Thursday, March 26, 2015

Instead of Servants There Are Apps

Should you thank your app, the same way you would thank a servant? Or is the whole point of having apps to do away with gratitude and the need to interact with other humans who are serving you.

Every night I tell Siri: "Set alarm for six am." Most of the time, she answers: "OK, it's on." But every once in a while, she says "I'm not sure I understand." Or "You have three six am alarms. Which one did you mean?" Then I get a little testy, and I try different ways of saying it, like "Set alarm for six am sharp." And then finally she does it and says: "Okay, it's set." And then I say: "Thank you."

But always wonder, should I have said that? Is it wrong to thank an app?


In earlier blog posts, I have mentioned that the middle class used to be characterized by the fact that it employed servants, but now it does not. However, I may be very much behind the times, living in an isolated rural location where even Pizza Hut does not deliver. This morning I read an article that opened my eyes to how service from servants is now being obtained through apps.

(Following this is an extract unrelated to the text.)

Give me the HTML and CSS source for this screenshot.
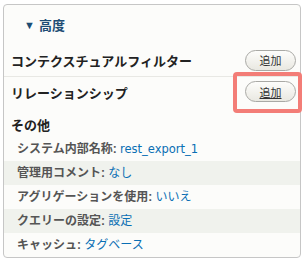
FILE: index.html
```html
<!DOCTYPE html>
<html lang="ja">
<head>
    <meta charset="UTF-8">
    <title>高度</title>
    <link rel="stylesheet" href="styles.css">
</head>
<body>

<div class="panel">
    <div class="panel-title"><span class="arrow">▼</span> 高度</div>

    <div class="rel-row sep">
        <span class="rel-label">コンテクスチュアルフィルター</span>
        <button class="btn">追加</button>
    </div>
    <div class="rel-row second">
        <span class="rel-label">リレーションシップ</span>
        <button class="btn active">追加</button>
        <span class="highlight"></span>
    </div>

    <div class="group-title">その他</div>
    <ul class="settings">
        <li>システム内部名称: <a href="#" class="latin">rest_export_1</a></li>
        <li class="odd">管理用コメント: <a href="#">なし</a></li>
        <li>アグリゲーションを使用: <a href="#">いいえ</a></li>
        <li class="odd">クエリーの設定: <a href="#">設定</a></li>
        <li>キャッシュ: <a href="#">タグベース</a></li>
    </ul>
</div>

</body>
</html>
```

FILE: styles.css
```css
body {
    margin: 0;
    background: #fff;
    font-family: "Liberation Sans", "Noto Sans CJK JP", sans-serif;
}
.panel {
    margin: 4px 0 0 3px;
    width: 296px;
    border: 1px solid #c6c6c6;
    border-radius: 4px;
    background: #fcfcfa;
}
.panel-title {
    height: 39px;
    padding-left: 20px;
    display: flex;
    align-items: center;
    font-size: 13px;
    font-weight: bold;
    color: #1d4c74;
}
.arrow {
    font-size: 11px;
    margin-right: 4px;
}
.rel-row {
    position: relative;
    display: flex;
    align-items: center;
    justify-content: space-between;
    padding: 0 4px 0 7px;
}
.rel-row.sep {
    height: 32px;
    border-bottom: 1px solid #e8e8e4;
}
.rel-row.second {
    height: 35px;
    align-items: flex-start;
    padding-top: 4px;
    box-sizing: border-box;
}
.rel-label {
    font-size: 13px;
    font-weight: bold;
    color: #222;
}
.second .rel-label {
    margin-top: 2px;
}
.btn {
    width: 51px;
    height: 21px;
    padding: 0;
    border: 1px solid #a9a9a5;
    border-radius: 11px;
    background: linear-gradient(#fdfdfb, #e9e8e1);
    font-family: "Noto Sans CJK JP", sans-serif;
    font-size: 11px;
    color: #333;
}
.btn.active {
    text-decoration: underline;
}
.highlight {
    position: absolute;
    left: 229px;
    top: -5px;
    width: 61px;
    height: 33px;
    border: 4px solid #f37d77;
    border-radius: 4px;
}
.group-title {
    height: 25px;
    padding-left: 7px;
    display: flex;
    align-items: center;
    font-size: 13px;
    font-weight: bold;
    color: #222;
}
.settings {
    list-style: none;
    margin: 0;
    padding: 0;
}
.settings li {
    height: 24px;
    line-height: 25px;
    padding-left: 13px;
    font-size: 12px;
    font-weight: bold;
    color: #555;
}
.settings li.odd {
    background: #f0f2ed;
}
.settings a {
    font-weight: normal;
    color: #0a6fb4;
    text-decoration: none;
}
.settings a.latin {
    font-family: "DejaVu Sans", sans-serif;
    font-size: 11.5px;
}
```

https://medium.com/matter/the-shut-in-economy-ec3ec1294816

The washer and dryer did not solve the servant problem, but now there is an app that picks up your dirty laundry and then returns it folded to your drawer. And this can happen without ever having to speak to a human being.

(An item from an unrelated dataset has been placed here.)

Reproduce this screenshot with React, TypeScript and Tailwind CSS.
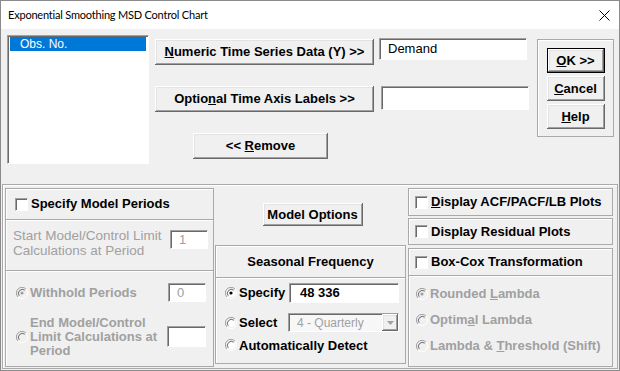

No, robots have not gotten that sophisticated. There is an army of flesh and  blood people working for those apps. and the world has been divided, in this scenario, between shut-ins and shut-outs. The shut-ins have service without human contact, and the shut-outs get to serve people they never see,

It's a brave new world! What would Jean Laffite have thought about this?

2 comments:

  1. I do not use that many apps as of yet. I actually still prefer to do more things in person as I get older. When I was 18 I had a teller at a bank poke fun of me for not knowing how this particular bank liked their deposit slips filled out. After that experience I started using ATMs, but a couple of years ago I started going in the bank again because I realized I missed interacting with people.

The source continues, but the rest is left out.